[Short task] Gather, from the listing beneath this task, every line holding the string "styles".
---------- Given information
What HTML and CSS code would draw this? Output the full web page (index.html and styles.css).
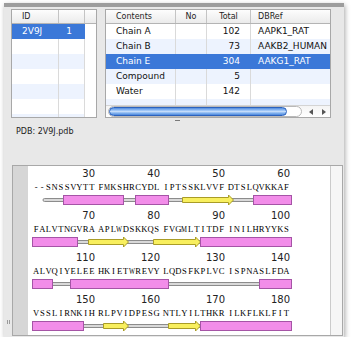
FILE: index.html
```html
<!DOCTYPE html>
<html lang="en">
<head>
    <meta charset="UTF-8">
    <title>Structure Chooser</title>
    <link rel="stylesheet" href="styles.css">
</head>
<body>
    <div class="window">
        <div class="titlebar"></div>

        <div class="tables">
            <!-- PDB entries -->
            <div class="table left-table">
                <div class="thead">
                    <span>ID</span><span></span><span></span>
                </div>
                <div class="tbody">
                    <div class="row selected"><span>2V9J</span><span class="num">1</span><span class="blank"></span></div>
                    <div class="row"><span></span><span></span><span class="blank"></span></div>
                    <div class="row stripe"><span></span><span></span><span class="blank"></span></div>
                    <div class="row"><span></span><span></span><span class="blank"></span></div>
                    <div class="row stripe"><span></span><span></span><span class="blank"></span></div>
                    <div class="row"><span></span><span></span><span class="blank"></span></div>
                    <div class="row stripe"><span></span><span></span><span class="blank"></span></div>
                </div>
            </div>

            <!-- Chains of the selected entry -->
            <div class="table right-table">
                <div class="thead">
                    <span>Contents</span><span class="mid">No</span><span class="mid">Total</span><span class="ref">DBRef</span>
                </div>
                <div class="tbody">
                    <div class="row"><span>Chain A</span><span></span><span class="num">102</span><span class="ref">AAPK1_RAT</span></div>
                    <div class="row stripe"><span>Chain B</span><span></span><span class="num">73</span><span class="ref">AAKB2_HUMAN</span></div>
                    <div class="row selected"><span>Chain E</span><span></span><span class="num">304</span><span class="ref">AAKG1_RAT</span></div>
                    <div class="row stripe"><span>Compound</span><span></span><span class="num">5</span><span class="ref"></span></div>
                    <div class="row"><span>Water</span><span></span><span class="num">142</span><span class="ref"></span></div>
                    <div class="row stripe"><span></span><span></span><span class="num"></span><span class="ref"></span></div>
                </div>
                <div class="hscroll">
                    <div class="track"><div class="thumb"></div></div>
                    <div class="arrows"><span class="arrow-left"></span><span class="arrow-right"></span></div>
                </div>
            </div>
        </div>

        <div class="splitter"><span></span></div>
        <div class="pdb-label">PDB: 2V9J.pdb</div>

        <div class="seq-panel">
            <div class="gutter"></div>
            <div class="seq-view">
                <div class="seq-row">
                    <div class="nums"><span>30</span><span>40</span><span>50</span><span>60</span></div>
                    <div class="seq">
                        <span class="blk"><i>-</i><i>-</i><i>S</i><i>N</i><i>S</i><i>S</i><i>V</i><i>Y</i><i>T</i><i>T</i></span>
                        <span class="blk"><i>F</i><i class="wide">M</i><i>K</i><i>S</i><i>H</i><i>R</i><i>C</i><i>Y</i><i>D</i><i>L</i></span>
                        <span class="blk"><i>I</i><i>P</i><i>T</i><i>S</i><i>S</i><i>K</i><i>L</i><i>V</i><i>V</i><i>F</i></span>
                        <span class="blk"><i>D</i><i>T</i><i>S</i><i>L</i><i>Q</i><i>V</i><i>K</i><i>K</i><i>A</i><i>F</i></span>
                    </div>
                    <svg width="305" height="12" viewBox="0 0 305 12">
                        <rect class="coil" x="15" y="4.5" width="248" height="3" rx="1.5"/>
                        <rect class="helix" x="35.5" y="1.5" width="60" height="9"/>
                        <rect class="helix" x="107.5" y="1.5" width="33" height="9"/>
                        <path class="strand" d="M154.5 3.5h46v-2.5l5 5-5 5v-2.5h-46z"/>
                        <rect class="helix" x="225.5" y="1.5" width="38" height="9"/>
                    </svg>
                </div>

                <div class="seq-row">
                    <div class="nums"><span>70</span><span>80</span><span>90</span><span>100</span></div>
                    <div class="seq">
                        <span class="blk"><i>F</i><i>A</i><i>L</i><i>V</i><i>T</i><i>N</i><i>G</i><i>V</i><i>R</i><i>A</i></span>
                        <span class="blk"><i>A</i><i>P</i><i>L</i><i class="wider">W</i><i>D</i><i>S</i><i>K</i><i>K</i><i>Q</i><i>S</i></span>
                        <span class="blk"><i>F</i><i>V</i><i>G</i><i class="wide">M</i><i>L</i><i>T</i><i>I</i><i>T</i><i>D</i><i>F</i></span>
                        <span class="blk"><i>I</i><i>N</i><i>I</i><i>L</i><i>H</i><i>R</i><i>Y</i><i>Y</i><i>K</i><i>S</i></span>
                    </div>
                    <svg width="305" height="12" viewBox="0 0 305 12">
                        <rect class="coil" x="5" y="4.5" width="258" height="3" rx="1.5"/>
                        <rect class="helix" x="4.5" y="1.5" width="45" height="9"/>
                        <path class="strand" d="M60.5 3.5h35v-2.5l5 5-5 5v-2.5h-35z"/>
                        <path class="strand" d="M125.5 3.5h42v-2.5l5 5-5 5v-2.5h-42z"/>
                        <rect class="helix" x="172.5" y="1.5" width="91" height="9"/>
                    </svg>
                </div>

                <div class="seq-row">
                    <div class="nums"><span>110</span><span>120</span><span>130</span><span>140</span></div>
                    <div class="seq">
                        <span class="blk"><i>A</i><i>L</i><i>V</i><i>Q</i><i>I</i><i>Y</i><i>E</i><i>L</i><i>E</i><i>E</i></span>
                        <span class="blk"><i>H</i><i>K</i><i>I</i><i>E</i><i>T</i><i class="wider">W</i><i>R</i><i>E</i><i>V</i><i>Y</i></span>
                        <span class="blk"><i>L</i><i>Q</i><i>D</i><i>S</i><i>F</i><i>K</i><i>P</i><i>L</i><i>V</i><i>C</i></span>
                        <span class="blk"><i>I</i><i>S</i><i>P</i><i>N</i><i>A</i><i>S</i><i>L</i><i>F</i><i>D</i><i>A</i></span>
                    </div>
                    <svg width="305" height="12" viewBox="0 0 305 12">
                        <rect class="coil" x="5" y="4.5" width="258" height="3" rx="1.5"/>
                        <rect class="helix" x="4.5" y="1.5" width="20" height="9"/>
                        <rect class="helix" x="42.5" y="1.5" width="98" height="9"/>
                        <rect class="helix" x="231.5" y="1.5" width="32" height="9"/>
                    </svg>
                </div>

                <div class="seq-row">
                    <div class="nums"><span>150</span><span>160</span><span>170</span><span>180</span></div>
                    <div class="seq">
                        <span class="blk"><i>V</i><i>S</i><i>S</i><i>L</i><i>I</i><i>R</i><i>N</i><i>K</i><i>I</i><i>H</i></span>
                        <span class="blk"><i>R</i><i>L</i><i>P</i><i>V</i><i>I</i><i>D</i><i>P</i><i>E</i><i>S</i><i>G</i></span>
                        <span class="blk"><i>N</i><i>T</i><i>L</i><i>Y</i><i>I</i><i>L</i><i>T</i><i>H</i><i>K</i><i>R</i></span>
                        <span class="blk"><i>I</i><i>L</i><i>K</i><i>F</i><i>L</i><i>K</i><i>L</i><i>F</i><i>I</i><i>T</i></span>
                    </div>
                    <svg width="305" height="12" viewBox="0 0 305 12">
                        <rect class="coil" x="5" y="4.5" width="258" height="3" rx="1.5"/>
                        <rect class="helix" x="4.5" y="1.5" width="51" height="9"/>
                        <path class="strand" d="M75.5 3.5h20v-2.5l5 5-5 5v-2.5h-20z"/>
                        <path class="strand" d="M140.5 3.5h27v-2.5l5 5-5 5v-2.5h-27z"/>
                        <rect class="helix" x="172.5" y="1.5" width="91" height="9"/>
                    </svg>
                </div>
            </div>
            <div class="vscroll"></div>
        </div>

        <div class="grip"></div>
    </div>
</body>
</html>
```

FILE: styles.css
```css
body {
    margin: 0;
    background: #fff;
    font-family: "DejaVu Sans", Verdana, sans-serif;
    color: #111;
}

.window {
    position: relative;
    width: 340px;
    height: 334px;
    margin: 3px 0 0 4px;
    background: #e8e8e8;
    box-shadow: 1px 2px 5px rgba(0, 0, 0, 0.35);
}

.titlebar {
    height: 4px;
    background: #9d9d9d;
}

/* Upper tables */
.tables {
    display: flex;
    gap: 8px;
    padding: 2px 0 0 7px;
}

.table {
    height: 109px;
    box-sizing: border-box;
    border: 1px solid #a8a8a8;
    background: #fff;
    overflow: hidden;
}

.left-table {
    width: 86px;
}

.right-table {
    width: 226px;
    display: flex;
    flex-direction: column;
}

.thead,
.row {
    display: grid;
}

.left-table .thead,
.left-table .row {
    grid-template-columns: 47px 26px 11px;
}

.right-table .thead,
.right-table .row {
    grid-template-columns: 70px 31px 44px 79px;
}

.thead {
    height: 14px;
    box-sizing: border-box;
    border-bottom: 1px solid #b4b4b4;
    background: linear-gradient(#fdfdfd, #ebebeb);
    font-size: 8px;
    line-height: 13px;
    color: #1e1e1e;
}

.thead span {
    padding-left: 10px;
    border-right: 1px solid #c4c4c4;
}

.thead span:last-child {
    border-right: none;
}

.thead .mid {
    padding-left: 0;
    text-align: center;
}

.thead .ref,
.row .ref {
    padding-left: 7px;
}

.tbody {
    flex: 1;
    overflow: hidden;
}

.row {
    height: 15px;
    font-size: 9px;
    line-height: 15px;
    white-space: nowrap;
}

.row span {
    padding-left: 10px;
    border-right: 1px solid #dadada;
}

.row span:last-child {
    border-right: none;
}

.row .num {
    padding: 0 10px 0 0;
    text-align: right;
}

.left-table .row .num {
    padding-right: 12px;
}

.row .blank {
    background: #fff;
}

.stripe {
    background: #edf3fe;
}

.selected {
    background: #3b78d8;
    color: #fff;
}

.selected span {
    border-right-color: #3b78d8;
}

/* Horizontal scroll bar of the chains table */
.hscroll {
    display: flex;
    height: 12px;
    border-top: 1px solid #d4d4d4;
    box-sizing: border-box;
    background: linear-gradient(#f4f4f4, #ffffff);
}

.track {
    flex: 1;
    margin: 0 2px 0 2px;
    border: 1px solid #b9b9b9;
    border-radius: 6px;
    background: #fff;
}

.thumb {
    width: 178px;
    height: 100%;
    box-sizing: border-box;
    border: 1px solid #2b62bd;
    border-radius: 6px;
    background: linear-gradient(#4f8be0, #9ec5f6 35%, #c4dcfa 50%, #8ab8f1 70%, #4a86dc);
}

.arrows {
    display: flex;
    width: 26px;
    align-items: center;
    justify-content: space-around;
}

.arrow-left,
.arrow-right {
    width: 0;
    height: 0;
    border-top: 3px solid transparent;
    border-bottom: 3px solid transparent;
}

.arrow-left {
    border-right: 4px solid #555;
}

.arrow-right {
    border-left: 4px solid #555;
}

/* Split pane divider and label */
.splitter {
    height: 6px;
}

.splitter span {
    display: block;
    width: 5px;
    height: 1px;
    margin: 2px 0 0 171px;
    background: #7a7a7a;
}

.pdb-label {
    padding-left: 12px;
    font-size: 8px;
    line-height: 12px;
    color: #222;
}

/* Sequence with secondary structure */
.seq-panel {
    display: flex;
    width: 331px;
    height: 171px;
    margin: 27px 0 0 8px;
    box-sizing: border-box;
    border: 1px solid #a8a8a8;
    background: #fff;
}

.gutter {
    width: 15px;
    background: #d6d6d6;
}

.seq-view {
    flex: 1;
    padding: 2px 0 0 5px;
    overflow: hidden;
}

.vscroll {
    width: 11px;
    border-left: 1px solid #cbcbcb;
    background: #f6f6f6;
}

.seq-row {
    height: 42px;
}

.nums,
.seq {
    display: flex;
    gap: 3px;
}

.nums {
    height: 12px;
    font-size: 10px;
    line-height: 12px;
    color: #222;
}

.nums span {
    width: 62px;
    text-align: right;
}

.seq {
    height: 14px;
    font-family: "Liberation Serif", "Times New Roman", serif;
    font-size: 8.6px;
    line-height: 14px;
    color: #000;
}

.blk {
    display: flex;
}

.blk i {
    width: 6.2px;
    font-style: normal;
    text-align: center;
}

/* M and W are wider than a residue cell: squeeze them in */
.blk .wide {
    transform: scaleX(0.78);
    transform-origin: left center;
}

.blk .wider {
    transform: scaleX(0.74);
    transform-origin: left center;
}

.seq-row svg {
    display: block;
    margin-left: -5px;
}

.coil {
    fill: #d9d9d9;
    stroke: #8c8c8c;
    stroke-width: 1;
}

.helix {
    fill: #f28de9;
    stroke: #a554a6;
    stroke-width: 1;
}

.strand {
    fill: #f8ef5e;
    stroke: #a99c27;
    stroke-width: 1;
}

.grip {
    position: absolute;
    left: 3px;
    top: 317px;
    width: 1px;
    height: 4px;
    border-left: 1px solid #9a9a9a;
    border-right: 1px solid #9a9a9a;
}
```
--------------------
[Task response]
What HTML and CSS code would draw this? Output the full web page (index.html and styles.css).
    <link rel="stylesheet" href="styles.css">
FILE: styles.css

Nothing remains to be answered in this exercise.